Campagna v. United States

26 Ct. Cl. 316 | Ct. Cl. | 1891

Nott, J.,

delivered the opinion of the court:

The claimant, from 1880 to 1885, was a member of the third class of musicians in the Marine Band, serving in the first term of his enlistment. He was paid at tbe rate of $17 a month, and he seeks to recover at the rate of $23.

*317The Acts 22d July, 1861, and 29th July, 1861 (12 Stat. L., 270, § 7; 280, § 4), and the Revised Statutes (§ 1280), fix the nay of musicians of the third class at $17 a month. But the Naval Appropriation Act May 3, 1880 (21 Stat. L., 82, 89), contains, under the head of Marine Corps, the following clause:

“Thirty musicians, seven at forty dollars, eight at twenty-six dollars, and fifteen at twenty-three dollars per month each, nine thousand dollars.”

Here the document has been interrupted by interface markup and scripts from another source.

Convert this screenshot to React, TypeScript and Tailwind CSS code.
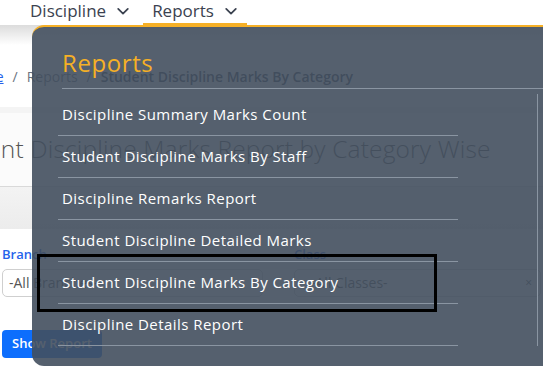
import React from 'react';

const reportLinks = [
  'Discipline Summary Marks Count',
  'Student Discipline Marks By Staff',
  'Discipline Remarks Report',
  'Student Discipline Detailed Marks',
  'Student Discipline Marks By Category',
  'Discipline Details Report',
];

const Chevron = () => (
  <svg viewBox="0 0 16 16" className="h-[14px] w-[14px]" fill="none" stroke="currentColor" strokeWidth="2" strokeLinecap="round" strokeLinejoin="round">
    <path d="M2.5 5.5 8 11l5.5-5.5" />
  </svg>
);

const App: React.FC = () => {
  return (
    <div className="relative h-[377px] w-[543px] overflow-hidden bg-white font-['Open_Sans',sans-serif]">
      {/* top nav */}
      <div className="flex h-[25px] items-start gap-[13px] pl-[30px]">
        <div className="flex h-[25px] items-center gap-[10px] pb-[3px] text-[17px] text-[#3b4250]">
          <span>Discipline</span>
          <Chevron />
        </div>
        <div className="flex h-[25px] items-center gap-[10px] border-b-2 border-[#f6b026] px-[9px] pb-[1px] text-[17px] text-[#3b4250]">
          <span>Reports</span>
          <Chevron />
        </div>
      </div>

      {/* page behind the menu */}
      <div className="h-[20px] bg-gradient-to-b from-[#dcdcdc] to-white" />
      <div className="-ml-[36px] flex h-[62px] items-center gap-[9px] text-[14px] text-[#6b7280]">
        <span className="text-[#2563eb] underline">Home</span>
        <span>/</span>
        <span>Reports</span>
        <span>/</span>
        <span className="font-semibold text-[#374151]">Student Discipline Marks By Category</span>
      </div>
      <div className="h-[6px] bg-[#f4f4f4]" />
      <div className="flex h-[74px] items-center border-b border-[#d9d9d9] bg-[#fbfbfb]">
        <h1 className="-ml-[64px] whitespace-nowrap text-[24.5px] font-light tracking-[0.15px] text-[#555]">Student Discipline Marks Report by Category Wise</h1>
      </div>
      <div className="h-[42px] bg-gradient-to-b from-[#f3f3f3] to-[#ececec]" />
      <div className="px-[2px] pt-[16px]">
        <div className="grid grid-cols-[261px_1fr] gap-[31px]">
          <div>
            <div className="text-[13px] font-semibold text-[#2563eb]">Branch</div>
            <div className="mt-[4px] flex h-[28px] items-center rounded-[5px] border border-[#cfcfcf] px-[6px] text-[14px] text-[#555]">-All Branches-</div>
          </div>
          <div>
            <div className="text-[13px] font-semibold text-[#2563eb]">Class</div>
            <div className="mt-[4px] flex h-[28px] items-center justify-between rounded-[5px] border border-[#cfcfcf] pl-[16px] pr-[8px] text-[14px] text-[#555]">
              <span>-All Classes-</span>
              <span className="text-[12px]">×</span>
            </div>
          </div>
        </div>
        <button className="mt-[33px] h-[28px] rounded-[4px] bg-[#0d6efd] px-[10px] text-[13px] font-semibold text-white">Show Report</button>
      </div>

      {/* reports dropdown */}
      <div className="absolute left-[32px] top-[25px] h-[341px] w-[540px] rounded-l-[12px] border-t-2 border-[#f6b026] bg-[rgba(67,79,94,0.9)] pl-[26px]">
        <div className="flex h-[61px] items-end pb-[7px] pl-[4px] text-[24px] tracking-[0.6px] text-[#f6b026]">Reports</div>
        <div className="ml-[4px] border-t border-[#8a95a2]" />
        <div className="mt-[5px] w-[480px] border-r border-[#8a95a2]">
          {reportLinks.map(link => (
            <div key={link} className="flex h-[42px] w-[400px] items-center border-b border-[#8a95a2] pl-[4px] text-[15px] font-medium tracking-[0.45px] text-white">
              {link}
            </div>
          ))}
        </div>
      </div>

      {/* highlight box */}
      <div className="absolute left-[37px] top-[254px] h-[58px] w-[400px] border-[3px] border-black" />
    </div>
  );
};

export default App;
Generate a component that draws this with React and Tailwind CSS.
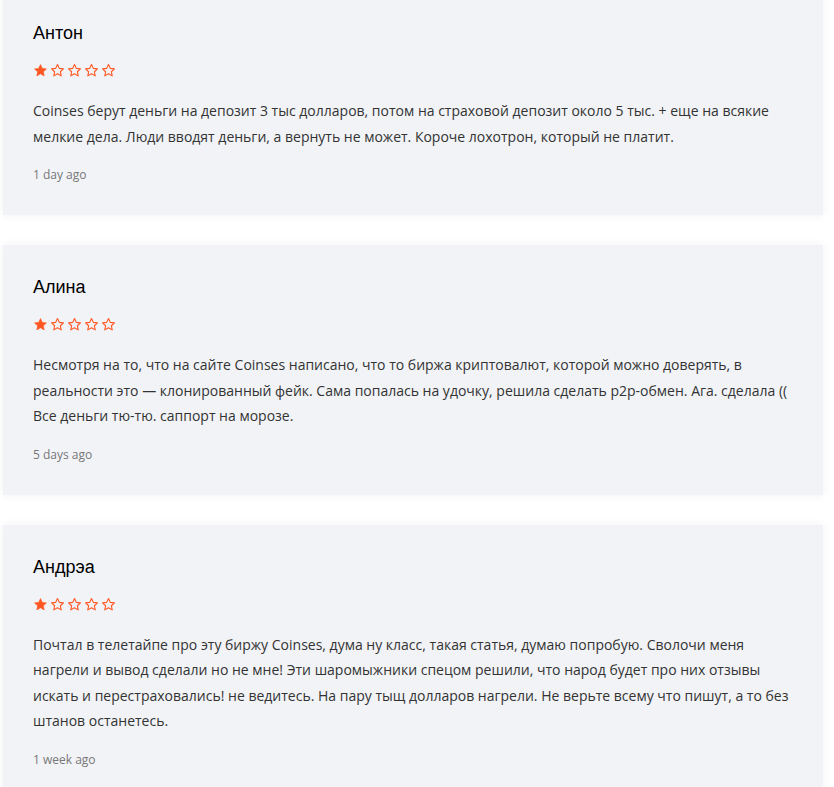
const reviews = [
  {
    name: "Антон",
    text: "Coinses берут деньги на депозит 3 тыс долларов, потом на страховой депозит около 5 тыс. + еще на всякие мелкие дела. Люди вводят деньги, а вернуть не может. Короче лохотрон, который не платит.",
    time: "1 day ago",
  },
  {
    name: "Алина",
    text: "Несмотря на то, что на сайте Coinses написано, что то биржа криптовалют, которой можно доверять, в реальности это — клонированный фейк. Сама попалась на удочку, решила сделать p2p-обмен. Ага. сделала (( Все деньги тю-тю. саппорт на морозе.",
    time: "5 days ago",
  },
  {
    name: "Андрэа",
    text: "Почтал в телетайпе про эту биржу Coinses, дума ну класс, такая статья, думаю попробую. Сволочи меня нагрели и вывод сделали но не мне! Эти шаромыжники спецом решили, что народ будет про них отзывы искать и перестраховались! не ведитесь. На пару тыщ долларов нагрели. Не верьте всему что пишут, а то без штанов останетесь.",
    time: "1 week ago",
  },
];

const Star = ({ filled }) => (
  <svg width="15" height="15" viewBox="0 0 24 24" className="shrink-0">
    <path
      d="M12 2.5l2.9 6.1 6.6.8-4.9 4.6 1.3 6.6L12 17.3l-5.9 3.3 1.3-6.6-4.9-4.6 6.6-.8z"
      fill={filled ? "#ff5722" : "none"}
      stroke="#ff5722"
      strokeWidth={filled ? "1" : "1.8"}
      strokeLinejoin="round"
    />
  </svg>
);

const Review = ({ name, text, time }) => {
  return (
    <div className="bg-[#f2f3f7] px-[30px] pt-[30px] pb-[31px] shadow-[0_0_10px_rgba(0,0,0,0.06)]">
      <div className="font-['Liberation_Sans',sans-serif] text-[18px] leading-[24px] text-black">
        {name}
      </div>
      <div className="flex gap-[2px] mt-[18px]">
        <Star filled />
        <Star />
        <Star />
        <Star />
        <Star />
      </div>
      <p className="mt-[20px] text-[14px] leading-[25.5px] text-[#333]">{text}</p>
      <div className="mt-[17px] text-[12px] leading-[18px] text-[#777]">{time}</div>
    </div>
  );
};

export default function App() {
  return (
    <div className="bg-white min-h-screen font-['Open_Sans',sans-serif] pl-[3px] pr-[11px] -mt-[9px] flex flex-col gap-[30px]">
      {reviews.map((r) => (
        <Review key={r.name} {...r} />
      ))}
    </div>
  );
}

Subsequent appropriation acts, during the claimant’s term of enlistment, did not thus particularize, but simply appropriated “For pay of noncommissioned officers, musicians, and privates” a sum in gross.

An appropriation is per se nothing more than the legislative authorization prescribed by the Constitution that money may be paid out at the Treasury, Frequently there is coupled with an appropriation a legislative indication that the designated amount shall be paid to a person or class of persons, and from such an appropriation a statutory right arises upon which an action may be maintained. Occasionally an appropriation act goes still further, and expressly or by necessary implication changes preexisting law so as permanently to increase or diminish the compensation of an officer, agent, or employé of the Government. (Faris Case, 23 Stat. L., 374).

The Appropriation Act, 1880, manifestly does .not belong to the last class; it does not say or imply that after the then ensuing fiscal year the musicians in the third class of the Marine Baud shall receive $23 a month, and it consequently does not repeal or change the provisions of the then existing statutes. The only question is whether it belongs to the first or the second class of appropriations — whether it merely authorizes the Treasury to pay out money in accordance with other provisions of law, or whether it also creates a statutory right in favor of the musicians to the amounts respectively named as the pay of the different classes — whether, in a word, each and all of the musicians of the third class should have been paid $23 a month for the fiscal year ending June 30th, 1881, instead of the pay permanently prescribed by the Revised Statutes.

We have spoken of the pay of musicians of the third class as fixed at $17 a month; and such is the language of the statute. But the musicians are enlisted men, and the pay prescribed is for their first period of enlistment. With each reenlistment they are entitled by other provisions of law to longevity pay. *318The pay of a musician of the third class, if it be the period of his first enlistment, is $17 a month ; if it be his second, it is $19; if it be his third, it is $20; if his fourth, $21; if his fifth, $22; if his sixth, $23; if his seventh, $24. Some of these musicians may have entered the Marine Corps at a very early age. In the case of Dunn (21 C. Cls. R., 20, 120 U. S. R., 249) it appeared that the enlistment took place when a boy was less than eleven years of age.

It is not essential for the allowance of longevity pay that the musician shall have previously served as a musician. Two enlisted men may be promoted to be musicians in the band and be assigned to the third class on the same day, and yet the one may be paid $17 a month and the other $24. Again, a man may enter the band during his first term of enlistment, but at the end of a month it may expire and he reenlist. In such a case he would receive for his first month’s service as a musician in the third class $17 and-for his second month’s service $19. With these incessant changes constantly taking place in the pay of the officers, the retired officers, the noncommis-sioned officers, the musicians, and the privates of the Marine Corps the Paymaster-General has for many years anticipated the contingencies of augmented pay by estimating at the higher rates; that is to say, as if every officer and enlisted man were entitled to longevity pay; and Congress, following the estimates, have appropriated accordingly. In the single instance of this one appropriation act, the data of the estimates have crept into the phraseology of the statute, and a superabundance of particularity has well-nigh hidden its intent.

Where a specific appropriation was made as compensation for a specific service, it may be inferred ordinarily that Congress intended that the amount appropriated should be the measure of compensation for that particular fiscal year, be the appropriation greater or less than the statutory salary of the office; but where the compensation is contingent or variable, it must be inferred that an appropriation in excess of the minimum salary was intended to provide for contingencies, and not to change the rate of compensation prescribed by other provisions of law.

The judgment of the court is that the petition of the claimant be dismissed.